Lindsay Posner has previously directed House of Games, Tom and Viv, The Hypochondriac and Romance for the Almeida. His other theatre credits include Uncle Vanya at the Vaudeville Theatre, Relatively Speaking for Bath Theatre Royal, Abigail's Party for the Menier Chocolate Factory, Noises Off for the Old Vic, An Ideal Husband at the Vaudeville Theatre and A View From the Bridge at the Duke of York's Theatre. Previously Posner was Associate Director of Royal Court Theatre where in 1989 he was appointed Artistic Director of Royal Court Theatre Upstairs and Deputy Director for the main house.

Rebecca Lenkiewicz' adaptations include Ghosts and An Enemy of the People. Her original plays include The Painter, Stars Over Kabul, Her Naked Skin, The Lioness, The Soldier's Tale, Shoreditch Madonna and The Night Season.

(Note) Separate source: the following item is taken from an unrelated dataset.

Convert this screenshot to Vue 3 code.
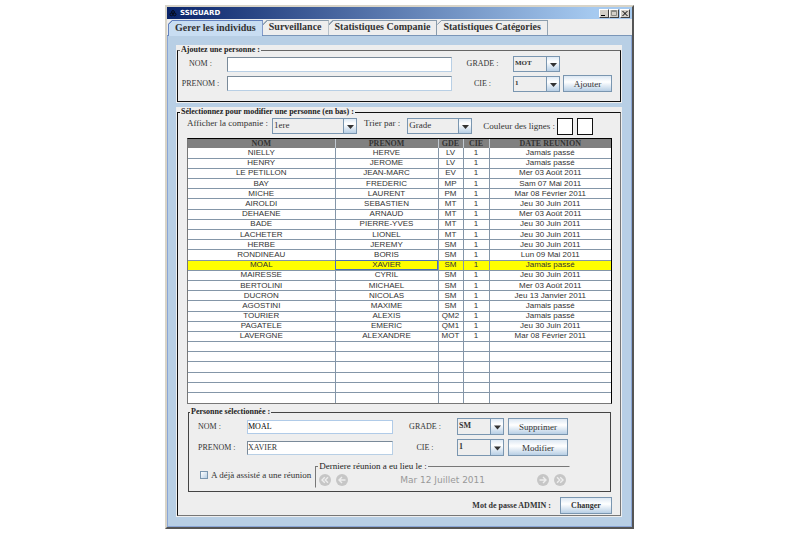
<script setup>
import { ref } from 'vue'

const tabs = ['Gerer les individus', 'Surveillance', 'Statistiques Companie', 'Statistiques Catégories']
const active = ref(0)

const people = [
  ['NIELLY', 'HERVE', 'LV', '1', 'Jamais passé'],
  ['HENRY', 'JEROME', 'LV', '1', 'Jamais passé'],
  ['LE PETILLON', 'JEAN-MARC', 'EV', '1', 'Mer 03 Août 2011'],
  ['BAY', 'FREDERIC', 'MP', '1', 'Sam 07 Mai 2011'],
  ['MICHE', 'LAURENT', 'PM', '1', 'Mar 08 Février 2011'],
  ['AIROLDI', 'SEBASTIEN', 'MT', '1', 'Jeu 30 Juin 2011'],
  ['DEHAENE', 'ARNAUD', 'MT', '1', 'Mer 03 Août 2011'],
  ['BADE', 'PIERRE-YVES', 'MT', '1', 'Jeu 30 Juin 2011'],
  ['LACHETER', 'LIONEL', 'MT', '1', 'Jeu 30 Juin 2011'],
  ['HERBE', 'JEREMY', 'SM', '1', 'Jeu 30 Juin 2011'],
  ['RONDINEAU', 'BORIS', 'SM', '1', 'Lun 09 Mai 2011'],
  ['MOAL', 'XAVIER', 'SM', '1', 'Jamais passé'],
  ['MAIRESSE', 'CYRIL', 'SM', '1', 'Jeu 30 Juin 2011'],
  ['BERTOLINI', 'MICHAEL', 'SM', '1', 'Mer 03 Août 2011'],
  ['DUCRON', 'NICOLAS', 'SM', '1', 'Jeu 13 Janvier 2011'],
  ['AGOSTINI', 'MAXIME', 'SM', '1', 'Jamais passé'],
  ['TOURIER', 'ALEXIS', 'QM2', '1', 'Jamais passé'],
  ['PAGATELE', 'EMERIC', 'QM1', '1', 'Jeu 30 Juin 2011'],
  ['LAVERGNE', 'ALEXANDRE', 'MOT', '1', 'Mar 08 Février 2011'],
]
const emptyRows = 6
const selected = ref(11)

const newLast = ref('')
const newFirst = ref('')
const lastName = ref('MOAL')
const firstName = ref('XAVIER')
</script>

<template>
  <div class="page">
    <main class="window">
      <header class="titlebar">
        <svg class="appicon" viewBox="0 0 8 8" aria-hidden="true">
          <circle cx="4" cy="3" r="1.4" />
          <circle cx="2.4" cy="5.4" r="1.4" />
          <circle cx="5.6" cy="5.4" r="1.4" />
        </svg>
        <h1>SSIGUARD</h1>
        <div class="controls">
          <button type="button" aria-label="Réduire">
            <svg viewBox="0 0 8 7"><path d="M1 5.5h4" stroke="#000" /></svg>
          </button>
          <button type="button" aria-label="Agrandir" disabled>
            <svg viewBox="0 0 8 7"><path d="M1.5 .5h5v5h-5zM1 1.5h6" stroke="#8a8a84" fill="none" /></svg>
          </button>
          <button type="button" class="close" aria-label="Fermer">
            <svg viewBox="0 0 8 7"><path d="M1.500 1l5 5M6.500 1l-5 5" stroke="#000" /></svg>
          </button>
        </div>
      </header>

      <nav class="tabs">
        <button
          v-for="(t, i) in tabs"
          :key="t"
          type="button"
          class="tab"
          :class="{ on: i === active }"
          @click="active = i"
        >{{ t }}</button>
      </nav>

      <div class="body">
        <section class="panel">
          <fieldset class="box add">
            <legend>Ajoutez une personne :</legend>
            <div class="addgrid">
              <label class="first" for="n1">NOM :</label>
              <input id="n1" v-model="newLast" type="text">
              <label for="g1">GRADE :</label>
              <span class="combo small"><select id="g1"><option>MOT</option></select>
                <svg viewBox="0 0 12 14"><path d="M3 6h7l-3.500 4z" /></svg></span>
              <span></span>
              <label class="first" for="p1">PRENOM :</label>
              <input id="p1" v-model="newFirst" type="text">
              <label for="c1">CIE :</label>
              <span class="combo small"><select id="c1"><option>1</option></select>
                <svg viewBox="0 0 12 14"><path d="M3 6h7l-3.500 4z" /></svg></span>
              <button type="button" class="btn">Ajouter</button>
            </div>
          </fieldset>
        </section>

        <section class="panel">
          <fieldset class="box list">
            <legend>Sélectionnez pour modifier une personne (en bas) :</legend>
            <div class="filters">
              <label for="f1">Afficher la companie :</label>
              <span class="combo plain wide"><select id="f1"><option>1ere</option></select>
                <svg viewBox="0 0 12 14"><path d="M3 6h7l-3.500 4z" /></svg></span>
              <label for="f2">Trier par :</label>
              <span class="combo plain mid"><select id="f2"><option>Grade</option></select>
                <svg viewBox="0 0 12 14"><path d="M3 6h7l-3.500 4z" /></svg></span>
              <span class="colours">Couleur des lignes :</span>
              <button type="button" class="swatch" aria-label="Couleur 1"></button>
              <button type="button" class="swatch" aria-label="Couleur 2"></button>
            </div>

            <div class="scroll">
              <table>
                <colgroup><col class="c1"><col class="c2"><col class="c3"><col class="c4"><col></colgroup>
                <thead>
                  <tr><th>NOM</th><th>PRENOM</th><th>GDE</th><th>CIE</th><th>DATE REUNION</th></tr>
                </thead>
                <tbody>
                  <tr v-for="(p, i) in people" :key="p[0]" :class="{ sel: i === selected }" @click="selected = i">
                    <td v-for="(c, j) in p" :key="j">{{ c }}</td>
                  </tr>
                  <tr v-for="n in emptyRows" :key="n"><td></td><td></td><td></td><td></td><td></td></tr>
                </tbody>
              </table>
            </div>

            <fieldset class="box person">
              <legend>Personne sélectionnée :</legend>
              <div class="persongrid">
                <label for="n2">NOM :</label>
                <input id="n2" v-model="lastName" type="text" class="focused">
                <label class="mid" for="g2">GRADE :</label>
                <span class="combo"><select id="g2"><option>SM</option></select>
                  <svg viewBox="0 0 12 14"><path d="M3 6h7l-3.500 4z" /></svg></span>
                <button type="button" class="btn">Supprimer</button>
                <label for="p2">PRENOM :</label>
                <input id="p2" v-model="firstName" type="text">
                <label class="mid" for="c2">CIE :</label>
                <span class="combo"><select id="c2"><option>1</option></select>
                  <svg viewBox="0 0 12 14"><path d="M3 6h7l-3.500 4z" /></svg></span>
                <button type="button" class="btn">Modifier</button>
              </div>
              <div class="meeting">
                <input id="seen" type="checkbox">
                <label for="seen">A déjà assisté a une réunion</label>
                <fieldset class="box last">
                  <legend>Derniere réunion a eu lieu le :</legend>
                  <div class="dates">
                    <button type="button" class="round" disabled aria-label="Début">
                      <svg viewBox="0 0 12 12"><circle cx="6" cy="6" r="6" /><path d="M5.800 3.200L3 6l2.800 2.800M9 3.200L6.200 6 9 8.800" /></svg>
                    </button>
                    <button type="button" class="round" disabled aria-label="Précédent">
                      <svg viewBox="0 0 12 12"><circle cx="6" cy="6" r="6" /><path d="M9.500 6H3M6 3L3 6l3 3" /></svg>
                    </button>
                    <span class="date">Mar 12 Juillet 2011</span>
                    <button type="button" class="round" disabled aria-label="Suivant">
                      <svg viewBox="0 0 12 12"><circle cx="6" cy="6" r="6" /><path d="M2.500 6H9M6 3l3 3-3 3" /></svg>
                    </button>
                    <button type="button" class="round" disabled aria-label="Fin">
                      <svg viewBox="0 0 12 12"><circle cx="6" cy="6" r="6" /><path d="M3 3.200L5.800 6 3 8.800M6.200 3.200L9 6 6.200 8.800" /></svg>
                    </button>
                  </div>
                </fieldset>
              </div>
            </fieldset>

            <div class="admin">
              <span>Mot de passe ADMIN :</span>
              <button type="button" class="btn">Changer</button>
            </div>
          </fieldset>
        </section>
      </div>
    </main>
  </div>
</template>

<style>
body { background: #fff; }
</style>

<style scoped>
* { box-sizing: border-box; }
.page {
  padding: 5px 166px 5px 165px;
  font: 8px/10px "Liberation Serif", serif;
  color: #333;
}
button, input, select { font: inherit; color: inherit; margin: 0; padding: 0; border-radius: 0; }
.window {
  border: 2px solid #d8d4c8;
  border-right-color: #555;
  border-bottom-color: #555;
  background: #eee;
}
.titlebar {
  display: flex;
  align-items: center;
  height: 12px;
  padding: 0 2px;
  background: linear-gradient(90deg, #0a246a, #a6caf0 92%);
}
.appicon { width: 8px; height: 8px; fill: none; stroke: #050a18; stroke-width: 1; }
h1 {
  margin: 0 auto 0 3px;
  font: bold 7px/10px "DejaVu Sans", sans-serif;
  color: #fff;
}
.controls { display: flex; }
.controls button {
  display: flex;
  width: 10px;
  height: 9px;
  border: 1px solid #fff;
  border-right-color: #404040;
  border-bottom-color: #404040;
  background: #d4d0c8;
}
.controls .close { margin-left: 1px; }
.controls svg { width: 8px; height: 7px; }

.tabs {
  display: flex;
  padding: 1px 1px 0;
  border-bottom: 1px solid #7a96b8;
}
.tab {
  height: 15px;
  padding: 0 6px 2px;
  border: 1px solid #8a9cac;
  border-width: 1px 1px 0 0;
  background: linear-gradient(135deg, #8a9cac 4px, #eee 4px) border-box;
  clip-path: polygon(4px 0, 100% 0, 100% 100%, 0 100%, 0 4px);
  font: bold 10px/12px "Liberation Serif", serif;
  white-space: nowrap;
}
.tab.on {
  height: 16px;
  margin-bottom: -1px;
  border-color: #6382bf;
  border-left-width: 1px;
  background: linear-gradient(135deg, #6382bf 4px, #c8ddf2 4px) border-box;
}

.body {
  display: flex;
  flex-direction: column;
  gap: 4px;
  padding: 9px 9px 9px 8px;
  border: 1px solid #8aa6d6;
  border-top: 0;
  background: #b8cfe5;
}
.panel { padding: 0 1px 1px; background: #eee; }
.box {
  min-width: 0;
  margin: 0;
  padding: 0;
  border: 1px solid #111;
}
legend {
  margin-left: 2px;
  padding: 0 1px;
  font-weight: bold;
  line-height: 10px;
  color: #222;
}
.add { border-top-color: #666; }
.addgrid {
  display: grid;
  grid-template-columns: 49px 1fr 61px 47px 49px;
  row-gap: 3px;
  align-items: center;
  padding: 1px 11px 9px 0;
}
.addgrid label { text-align: center; }
.addgrid .first { padding-right: 4px; }
.addgrid .btn { margin-left: 3px; margin-right: -3px; }
input[type="text"] {
  width: 100%;
  min-width: 0;
  height: 15px;
  border: 1px solid #7a8a99;
  border-right-color: #b8cfe5;
  border-bottom-color: #b8cfe5;
  background: #fff;
  outline: 0;
}
.combo {
  display: grid;
  grid-template-columns: 1fr 13px;
  height: 16px;
  border: 1px solid #7a96b0;
  font-weight: bold;
}
.combo select {
  grid-area: 1 / 1 / 2 / 3;
  width: 100%;
  padding: 0 14px 2px 1px;
  appearance: none;
  border: 0;
  background: transparent;
}
.combo svg {
  grid-area: 1 / 2;
  width: 100%;
  height: 100%;
  border-left: 1px solid #7a96b0;
  background: linear-gradient(#dfeaf5, #fff 35%, #b8cfe5);
  fill: #333;
  pointer-events: none;
}
.small { font-size: 7px; }
.plain { font-size: 9px; font-weight: normal; }
.btn {
  height: 17px;
  border: 1px solid #7a96b0;
  background: linear-gradient(#dde8f3, #fff 40%, #b8cfe5);
  font-size: 9px;
  line-height: 10px;
  white-space: nowrap;
}

.list { border-right-color: #777; border-bottom-color: #777; }
.filters {
  display: flex;
  align-items: flex-start;
  padding: 1px 0 3px 9px;
  font-size: 9px;
  white-space: nowrap;
}
.wide { width: 85px; margin: 0 7px 0 4px; }
.mid.combo { width: 65px; margin: 0 11px 0 7px; }
.colours { margin: 3px 2px 0 0; }
.swatch {
  width: 16px;
  height: 17px;
  margin-right: 4px;
  border: 1px solid #111;
  background: #fff;
}
.scroll {
  height: 266px;
  margin: 0 8px 0 9px;
  border: 1px solid #000;
  border-left-color: #777;
  border-bottom-color: #777;
  background: #fff;
}
table {
  width: 100%;
  height: 100%;
  table-layout: fixed;
  border-collapse: collapse;
  font: 8px/8px "Liberation Sans", sans-serif;
}
.c1 { width: 147px; }
.c2 { width: 103px; }
.c3 { width: 25px; }
.c4 { width: 26px; }
th {
  height: 9px;
  padding: 0;
  border-right: 1px solid #c0c8d0;
  background: #808080;
  font: bold 8px/8px "Liberation Serif", serif;
}
td {
  height: 10px;
  padding: 0;
  border-right: 1px solid #8496a8;
  border-bottom: 1px solid #8496a8;
  text-align: center;
  white-space: nowrap;
}
th:last-child, td:last-child { border-right: 0; }
tr:last-child td { border-bottom: 0; }
.sel td { background: #ff0; }
.sel td:nth-child(2) { outline: 1px solid #4a70b8; outline-offset: -1px; }

.person { margin: 3px 9px 0 10px; border-color: #444; }
.person > legend { margin-left: 1px; }
.persongrid {
  display: grid;
  grid-template-columns: 49px 1fr 64px 47px 64px;
  row-gap: 4px;
  align-items: center;
  padding: 1px 42px 0 9px;
}
.persongrid input { height: 14px; }
.persongrid .focused { border-color: #b0cbe8; color: #000; }
.persongrid .mid { text-align: center; }
.persongrid .combo { height: 17px; }
.persongrid .btn { margin-left: 4px; }
.meeting {
  display: flex;
  align-items: center;
  padding: 5px 40px 3px 11px;
  font-size: 9px;
  white-space: nowrap;
}
.meeting input {
  flex: none;
  width: 8px;
  height: 8px;
  margin: 0 3px 0 0;
  appearance: none;
  border: 1px solid #7a96b0;
  background: linear-gradient(135deg, #fff, #b8cfe5);
}
.last {
  flex: 1;
  margin-left: 4px;
  border-color: #777 transparent transparent #777;
}
.last legend { font-weight: normal; }
.dates {
  display: flex;
  align-items: center;
  gap: 5px;
  padding: 3px 3px 1px;
}
.round { flex: none; display: flex; border: 0; background: none; }
.round svg { width: 12px; height: 12px; fill: #c6c6c6; }
.round path { fill: none; stroke: #eee; stroke-width: 1.4; }
.date {
  flex: 1;
  text-align: center;
  font: 9px/12px "DejaVu Sans", sans-serif;
  color: #999;
}
.admin {
  display: flex;
  justify-content: flex-end;
  align-items: center;
  gap: 9px;
  padding: 5px 8px 1px;
  font-weight: bold;
}
.admin .btn { width: 52px; font-size: 8px; }
</style>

The Turn of the Screw was originally written in 1898 by American born writer Henry James (1843 – 1916). James' novella has been adapted by Benjamin Britten as an opera, was adapted for film -The Innocents - starring Deborah Kerr and for television with Lynne Redgrave in 1974 and in 1999 with Jodhi
May and Colin Firth. The novella was also produced as a ballet by William Tuckett, a Radio 4 adaptation by Neville Teller and a BBC TV drama starring Michelle Dockery and Sue Johnston.